> [Task description] Lines containing "components" are to be counted. Give the number and nothing more.

> [Given material]
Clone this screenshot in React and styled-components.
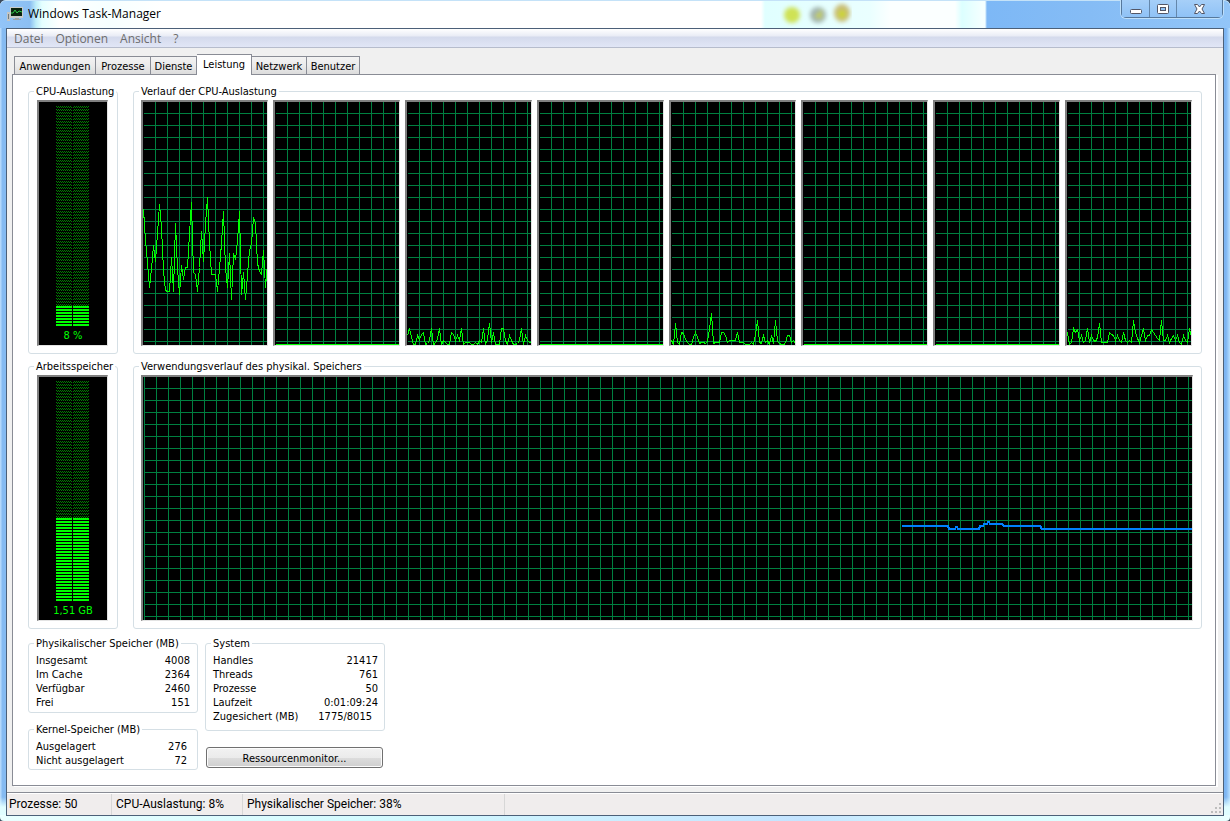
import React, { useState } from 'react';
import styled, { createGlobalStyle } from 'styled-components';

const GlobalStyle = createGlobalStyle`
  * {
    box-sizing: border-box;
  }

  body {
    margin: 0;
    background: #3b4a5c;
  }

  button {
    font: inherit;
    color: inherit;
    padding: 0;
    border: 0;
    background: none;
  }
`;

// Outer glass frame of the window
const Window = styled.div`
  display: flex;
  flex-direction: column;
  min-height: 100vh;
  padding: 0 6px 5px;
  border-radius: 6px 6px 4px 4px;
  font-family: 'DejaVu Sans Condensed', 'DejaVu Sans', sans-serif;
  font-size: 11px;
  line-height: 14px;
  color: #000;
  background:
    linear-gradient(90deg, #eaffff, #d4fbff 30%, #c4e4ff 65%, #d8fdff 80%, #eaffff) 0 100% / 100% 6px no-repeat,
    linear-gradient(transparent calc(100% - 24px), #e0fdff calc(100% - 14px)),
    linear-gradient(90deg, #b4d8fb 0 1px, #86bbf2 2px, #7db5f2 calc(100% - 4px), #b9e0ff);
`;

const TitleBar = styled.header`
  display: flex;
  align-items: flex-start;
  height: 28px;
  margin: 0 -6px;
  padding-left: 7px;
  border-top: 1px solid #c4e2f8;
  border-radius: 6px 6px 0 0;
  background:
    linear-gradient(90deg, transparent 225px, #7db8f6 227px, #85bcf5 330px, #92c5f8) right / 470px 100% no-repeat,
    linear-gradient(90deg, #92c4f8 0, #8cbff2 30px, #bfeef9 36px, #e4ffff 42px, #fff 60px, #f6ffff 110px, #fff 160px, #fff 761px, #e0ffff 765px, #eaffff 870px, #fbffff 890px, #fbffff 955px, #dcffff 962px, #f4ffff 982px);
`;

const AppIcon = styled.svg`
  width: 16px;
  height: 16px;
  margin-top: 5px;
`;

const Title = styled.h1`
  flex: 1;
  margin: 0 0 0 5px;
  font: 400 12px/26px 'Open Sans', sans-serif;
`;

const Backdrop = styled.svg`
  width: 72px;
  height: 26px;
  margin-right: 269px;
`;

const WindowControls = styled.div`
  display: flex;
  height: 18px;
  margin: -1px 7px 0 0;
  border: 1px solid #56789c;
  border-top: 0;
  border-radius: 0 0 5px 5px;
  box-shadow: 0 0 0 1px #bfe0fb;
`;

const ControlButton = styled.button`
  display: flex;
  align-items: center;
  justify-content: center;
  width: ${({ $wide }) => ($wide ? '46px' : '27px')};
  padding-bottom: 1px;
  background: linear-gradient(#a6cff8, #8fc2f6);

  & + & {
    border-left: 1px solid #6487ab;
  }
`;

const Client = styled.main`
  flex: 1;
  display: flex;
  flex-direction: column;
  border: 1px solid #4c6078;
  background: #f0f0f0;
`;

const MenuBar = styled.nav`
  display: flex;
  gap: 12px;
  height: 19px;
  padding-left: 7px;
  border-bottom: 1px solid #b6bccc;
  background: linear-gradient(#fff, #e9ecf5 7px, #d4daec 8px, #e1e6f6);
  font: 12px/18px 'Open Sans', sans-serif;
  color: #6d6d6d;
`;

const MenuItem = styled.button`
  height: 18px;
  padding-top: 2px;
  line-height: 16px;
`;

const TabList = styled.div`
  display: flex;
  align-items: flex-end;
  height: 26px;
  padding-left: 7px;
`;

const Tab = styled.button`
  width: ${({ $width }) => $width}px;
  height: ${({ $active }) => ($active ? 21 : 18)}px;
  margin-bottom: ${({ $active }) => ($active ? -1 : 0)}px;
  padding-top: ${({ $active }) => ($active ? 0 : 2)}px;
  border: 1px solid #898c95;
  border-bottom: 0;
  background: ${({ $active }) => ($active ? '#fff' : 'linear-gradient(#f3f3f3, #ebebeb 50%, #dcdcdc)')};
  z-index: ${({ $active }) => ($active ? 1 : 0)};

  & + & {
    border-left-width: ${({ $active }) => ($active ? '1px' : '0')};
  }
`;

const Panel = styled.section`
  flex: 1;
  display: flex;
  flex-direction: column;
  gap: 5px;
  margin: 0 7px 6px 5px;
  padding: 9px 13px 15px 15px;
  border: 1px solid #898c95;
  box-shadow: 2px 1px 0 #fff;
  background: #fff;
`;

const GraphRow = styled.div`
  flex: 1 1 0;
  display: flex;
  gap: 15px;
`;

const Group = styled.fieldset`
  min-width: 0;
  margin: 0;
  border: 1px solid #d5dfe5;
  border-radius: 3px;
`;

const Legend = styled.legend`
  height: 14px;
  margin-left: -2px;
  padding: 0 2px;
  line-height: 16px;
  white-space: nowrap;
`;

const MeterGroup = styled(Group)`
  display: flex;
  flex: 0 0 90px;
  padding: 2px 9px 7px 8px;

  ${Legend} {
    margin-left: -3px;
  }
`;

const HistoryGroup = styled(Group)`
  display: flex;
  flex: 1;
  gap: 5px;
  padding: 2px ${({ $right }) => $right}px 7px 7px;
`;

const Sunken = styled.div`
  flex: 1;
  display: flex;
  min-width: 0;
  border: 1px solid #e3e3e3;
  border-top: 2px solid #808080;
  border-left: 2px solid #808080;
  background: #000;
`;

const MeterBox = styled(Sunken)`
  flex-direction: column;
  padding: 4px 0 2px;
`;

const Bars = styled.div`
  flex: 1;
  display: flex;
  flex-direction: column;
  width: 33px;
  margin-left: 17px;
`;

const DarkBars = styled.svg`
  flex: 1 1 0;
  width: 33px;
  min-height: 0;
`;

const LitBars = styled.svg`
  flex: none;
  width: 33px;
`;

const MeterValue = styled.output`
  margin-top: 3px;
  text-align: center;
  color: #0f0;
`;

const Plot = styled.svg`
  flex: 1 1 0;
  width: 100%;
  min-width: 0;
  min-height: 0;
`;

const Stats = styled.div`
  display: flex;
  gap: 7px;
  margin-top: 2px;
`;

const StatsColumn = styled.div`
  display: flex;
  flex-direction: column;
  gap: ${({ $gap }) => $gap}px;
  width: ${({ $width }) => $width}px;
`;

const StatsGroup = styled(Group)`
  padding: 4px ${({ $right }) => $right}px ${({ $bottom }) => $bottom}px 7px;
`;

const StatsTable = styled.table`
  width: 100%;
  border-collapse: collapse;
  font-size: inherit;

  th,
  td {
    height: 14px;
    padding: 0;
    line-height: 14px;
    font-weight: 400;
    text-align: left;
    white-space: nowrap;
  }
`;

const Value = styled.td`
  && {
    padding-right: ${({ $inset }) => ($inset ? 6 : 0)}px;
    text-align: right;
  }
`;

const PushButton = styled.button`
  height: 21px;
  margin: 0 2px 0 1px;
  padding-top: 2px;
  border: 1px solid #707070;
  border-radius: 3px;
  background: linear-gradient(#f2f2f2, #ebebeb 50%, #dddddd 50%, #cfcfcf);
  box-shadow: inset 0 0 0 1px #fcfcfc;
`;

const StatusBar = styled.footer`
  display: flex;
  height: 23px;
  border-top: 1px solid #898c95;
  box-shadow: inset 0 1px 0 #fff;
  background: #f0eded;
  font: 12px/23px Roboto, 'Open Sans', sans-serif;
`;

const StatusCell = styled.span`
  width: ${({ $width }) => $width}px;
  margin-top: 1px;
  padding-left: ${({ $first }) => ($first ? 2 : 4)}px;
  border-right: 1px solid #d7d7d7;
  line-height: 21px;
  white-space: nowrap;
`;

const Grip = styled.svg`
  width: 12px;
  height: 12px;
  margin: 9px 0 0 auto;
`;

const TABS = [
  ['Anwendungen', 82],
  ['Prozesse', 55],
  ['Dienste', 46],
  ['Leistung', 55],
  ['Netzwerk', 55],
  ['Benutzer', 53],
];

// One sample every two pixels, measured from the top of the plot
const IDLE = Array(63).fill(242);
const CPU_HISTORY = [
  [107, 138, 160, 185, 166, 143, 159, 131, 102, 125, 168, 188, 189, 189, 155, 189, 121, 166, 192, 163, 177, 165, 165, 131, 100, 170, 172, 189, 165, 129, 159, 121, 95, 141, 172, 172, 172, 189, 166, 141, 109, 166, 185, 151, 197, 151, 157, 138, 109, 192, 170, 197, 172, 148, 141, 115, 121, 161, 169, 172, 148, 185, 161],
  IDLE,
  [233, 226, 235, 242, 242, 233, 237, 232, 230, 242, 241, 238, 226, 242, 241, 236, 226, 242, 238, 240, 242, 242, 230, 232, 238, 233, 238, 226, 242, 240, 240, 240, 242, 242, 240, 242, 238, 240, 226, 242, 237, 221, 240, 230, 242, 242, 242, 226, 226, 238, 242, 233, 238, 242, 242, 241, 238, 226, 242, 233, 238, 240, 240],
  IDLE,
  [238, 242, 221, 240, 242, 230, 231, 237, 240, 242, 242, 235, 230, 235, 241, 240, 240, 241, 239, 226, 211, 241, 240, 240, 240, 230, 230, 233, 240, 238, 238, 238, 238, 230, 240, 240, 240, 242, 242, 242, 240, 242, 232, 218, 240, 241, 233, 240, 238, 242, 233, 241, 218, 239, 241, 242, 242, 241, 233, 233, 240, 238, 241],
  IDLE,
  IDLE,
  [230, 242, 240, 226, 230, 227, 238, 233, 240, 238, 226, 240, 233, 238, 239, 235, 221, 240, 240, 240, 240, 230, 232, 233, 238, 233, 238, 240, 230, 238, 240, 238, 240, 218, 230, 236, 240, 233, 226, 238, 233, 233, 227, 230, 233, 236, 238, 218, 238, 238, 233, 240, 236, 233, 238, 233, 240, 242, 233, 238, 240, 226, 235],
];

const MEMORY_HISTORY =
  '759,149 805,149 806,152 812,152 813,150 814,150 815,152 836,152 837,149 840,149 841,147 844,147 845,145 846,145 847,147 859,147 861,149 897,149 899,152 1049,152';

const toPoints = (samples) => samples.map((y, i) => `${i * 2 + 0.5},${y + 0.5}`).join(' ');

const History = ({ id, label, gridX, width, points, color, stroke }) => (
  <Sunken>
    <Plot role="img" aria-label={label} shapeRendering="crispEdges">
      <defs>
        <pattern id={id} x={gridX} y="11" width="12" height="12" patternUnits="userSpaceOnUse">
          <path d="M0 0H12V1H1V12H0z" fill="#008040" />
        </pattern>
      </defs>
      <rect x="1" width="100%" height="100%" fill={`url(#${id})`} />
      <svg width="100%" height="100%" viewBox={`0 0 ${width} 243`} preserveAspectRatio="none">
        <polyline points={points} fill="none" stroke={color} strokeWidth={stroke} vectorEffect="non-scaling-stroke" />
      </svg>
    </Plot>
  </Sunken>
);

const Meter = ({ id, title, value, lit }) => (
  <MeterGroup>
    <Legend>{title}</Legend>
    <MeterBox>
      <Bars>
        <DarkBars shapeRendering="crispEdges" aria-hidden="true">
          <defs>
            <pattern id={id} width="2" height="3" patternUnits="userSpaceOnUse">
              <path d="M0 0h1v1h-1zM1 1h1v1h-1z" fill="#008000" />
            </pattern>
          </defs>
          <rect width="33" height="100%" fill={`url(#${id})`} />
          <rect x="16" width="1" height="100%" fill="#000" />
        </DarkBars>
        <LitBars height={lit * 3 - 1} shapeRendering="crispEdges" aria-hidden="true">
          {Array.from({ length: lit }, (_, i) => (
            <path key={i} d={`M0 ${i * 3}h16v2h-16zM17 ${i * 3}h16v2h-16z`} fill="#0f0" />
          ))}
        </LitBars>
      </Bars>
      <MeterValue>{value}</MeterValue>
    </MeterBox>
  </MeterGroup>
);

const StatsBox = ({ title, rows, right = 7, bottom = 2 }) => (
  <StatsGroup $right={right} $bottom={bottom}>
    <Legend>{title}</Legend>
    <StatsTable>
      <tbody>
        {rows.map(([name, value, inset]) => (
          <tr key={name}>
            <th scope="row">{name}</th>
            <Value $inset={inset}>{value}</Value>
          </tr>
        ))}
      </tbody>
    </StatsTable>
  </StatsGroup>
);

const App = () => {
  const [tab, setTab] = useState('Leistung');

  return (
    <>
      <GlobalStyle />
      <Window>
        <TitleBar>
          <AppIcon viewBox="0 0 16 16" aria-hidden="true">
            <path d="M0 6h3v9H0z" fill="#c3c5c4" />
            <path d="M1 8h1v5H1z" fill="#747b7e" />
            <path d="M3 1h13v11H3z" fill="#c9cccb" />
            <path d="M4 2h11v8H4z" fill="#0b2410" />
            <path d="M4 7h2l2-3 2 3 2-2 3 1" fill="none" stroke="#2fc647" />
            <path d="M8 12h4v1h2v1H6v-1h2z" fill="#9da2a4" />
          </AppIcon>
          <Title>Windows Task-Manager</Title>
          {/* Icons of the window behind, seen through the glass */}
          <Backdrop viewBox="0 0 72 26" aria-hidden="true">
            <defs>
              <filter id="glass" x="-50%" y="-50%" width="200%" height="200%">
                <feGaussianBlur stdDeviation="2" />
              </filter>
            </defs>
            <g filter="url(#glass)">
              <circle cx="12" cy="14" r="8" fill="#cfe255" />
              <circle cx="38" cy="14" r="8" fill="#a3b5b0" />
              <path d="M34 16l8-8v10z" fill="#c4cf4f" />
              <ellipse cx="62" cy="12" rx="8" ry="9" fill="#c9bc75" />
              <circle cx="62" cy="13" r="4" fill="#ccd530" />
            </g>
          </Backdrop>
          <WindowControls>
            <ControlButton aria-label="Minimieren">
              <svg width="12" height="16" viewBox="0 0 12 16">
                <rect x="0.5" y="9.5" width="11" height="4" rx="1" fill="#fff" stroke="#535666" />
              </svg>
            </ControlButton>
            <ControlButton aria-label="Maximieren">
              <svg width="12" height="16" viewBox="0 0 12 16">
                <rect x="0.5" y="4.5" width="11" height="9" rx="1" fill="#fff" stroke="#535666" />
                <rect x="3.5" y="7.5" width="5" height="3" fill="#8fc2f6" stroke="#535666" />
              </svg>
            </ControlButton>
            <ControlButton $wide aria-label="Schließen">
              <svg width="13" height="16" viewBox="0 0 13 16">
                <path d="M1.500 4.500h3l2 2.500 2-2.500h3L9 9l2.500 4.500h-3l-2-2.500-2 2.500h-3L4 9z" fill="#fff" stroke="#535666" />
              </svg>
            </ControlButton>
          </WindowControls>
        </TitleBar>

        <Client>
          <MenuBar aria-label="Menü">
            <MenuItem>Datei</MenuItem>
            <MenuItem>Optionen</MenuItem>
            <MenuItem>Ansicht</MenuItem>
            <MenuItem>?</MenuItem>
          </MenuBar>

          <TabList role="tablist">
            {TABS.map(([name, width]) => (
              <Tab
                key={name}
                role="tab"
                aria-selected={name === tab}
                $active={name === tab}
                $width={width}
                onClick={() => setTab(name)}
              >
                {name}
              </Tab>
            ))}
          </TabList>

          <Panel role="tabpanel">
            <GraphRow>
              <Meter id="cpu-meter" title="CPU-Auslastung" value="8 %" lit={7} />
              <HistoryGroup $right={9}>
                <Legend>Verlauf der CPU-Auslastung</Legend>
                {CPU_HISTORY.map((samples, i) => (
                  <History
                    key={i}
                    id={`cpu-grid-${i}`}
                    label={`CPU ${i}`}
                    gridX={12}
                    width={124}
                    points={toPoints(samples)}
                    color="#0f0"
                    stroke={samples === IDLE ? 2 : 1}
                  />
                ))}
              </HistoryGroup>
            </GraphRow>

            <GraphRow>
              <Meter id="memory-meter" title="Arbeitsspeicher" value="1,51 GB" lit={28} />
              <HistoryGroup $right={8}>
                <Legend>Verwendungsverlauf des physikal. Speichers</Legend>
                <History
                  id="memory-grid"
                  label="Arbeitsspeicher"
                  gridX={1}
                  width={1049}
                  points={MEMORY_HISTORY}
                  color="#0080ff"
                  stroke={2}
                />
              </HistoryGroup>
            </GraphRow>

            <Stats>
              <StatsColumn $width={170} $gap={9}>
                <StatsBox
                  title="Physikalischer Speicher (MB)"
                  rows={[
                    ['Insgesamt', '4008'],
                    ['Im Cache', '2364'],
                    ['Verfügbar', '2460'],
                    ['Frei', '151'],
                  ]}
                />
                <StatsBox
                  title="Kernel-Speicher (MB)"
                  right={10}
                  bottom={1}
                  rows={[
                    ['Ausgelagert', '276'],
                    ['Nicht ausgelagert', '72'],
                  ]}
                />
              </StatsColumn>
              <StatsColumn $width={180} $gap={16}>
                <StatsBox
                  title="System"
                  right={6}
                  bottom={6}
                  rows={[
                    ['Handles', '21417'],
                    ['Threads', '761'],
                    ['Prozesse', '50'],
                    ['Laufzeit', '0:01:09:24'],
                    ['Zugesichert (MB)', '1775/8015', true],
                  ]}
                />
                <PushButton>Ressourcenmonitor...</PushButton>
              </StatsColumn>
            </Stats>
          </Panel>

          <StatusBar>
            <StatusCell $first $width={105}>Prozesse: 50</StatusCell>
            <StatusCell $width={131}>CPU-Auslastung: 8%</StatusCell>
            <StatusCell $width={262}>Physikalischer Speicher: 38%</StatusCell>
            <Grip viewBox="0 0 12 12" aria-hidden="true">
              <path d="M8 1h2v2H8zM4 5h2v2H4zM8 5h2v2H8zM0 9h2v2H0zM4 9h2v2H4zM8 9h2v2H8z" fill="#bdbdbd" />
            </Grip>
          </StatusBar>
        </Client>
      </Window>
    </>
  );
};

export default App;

> [Written answer] 2